Your meal will literally be indistinguishable from a weekday meal with bread - how can this be called qiddush?

joshwaxman said...

i'll agree that it is an interesting way of thinking about things, and i see how you can read it into the rosh, but i am not convinced that that is what rosh intended.

the words "yoter tov", and the aruch hashulchan's statement that this is how the minhag developed, imply to me that it is *better*, but not that it is meakev. that is, if no wine or shechar was available; or if someone did so with intent that it serve as kiddush, then i believe based on their wording that they would maintain that the person has fulfilled the kiddush rabba, at the least bedieved. with possible repercussions in terms of being motzi others who are obligated...

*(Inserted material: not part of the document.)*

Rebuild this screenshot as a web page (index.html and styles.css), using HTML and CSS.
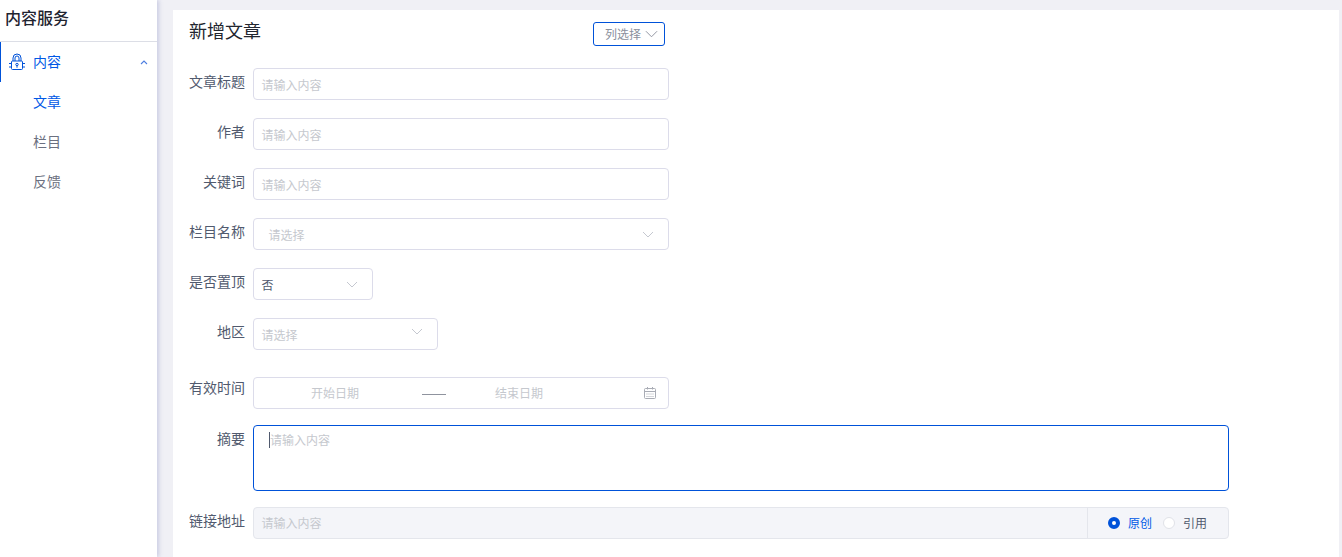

"Your meal will literally be indistinguishable from a weekday meal with bread - how can this be called qiddush?"
are you talking about the words said, or what is eaten? i know, you are saying a hybrid. but this hybrid of speech and meal exists during the day as well, in my view, for one saying the extra pesukim in the beginning. there is no blessing to be mekadesh the day, so during that daytime it is the mere blessing on whatever food it is. and if that blessing is made recognizable as "kiddush", then it certainly is distinguishable. and if someone would ask your guests who observed you, they will say how it was odd that you made kiddush over the challah in the day, not that you skipped kiddush.

and yes, one can argue it back and forth.

but i would point out that when Rosh was saying what he said, that there was no heker, he was dealing with a metzius in which these other pesukim were not being said. and if so, then it can readily be a matter of dispute what the Rosh *would* have said.

but i'll ruminate upon what you suggested some more.

and as i noted in the start, i really should post it all in an extended form in a post, starting with the gemaras and going through rishonim and then acharonim, to get a better sense of how this din is understood.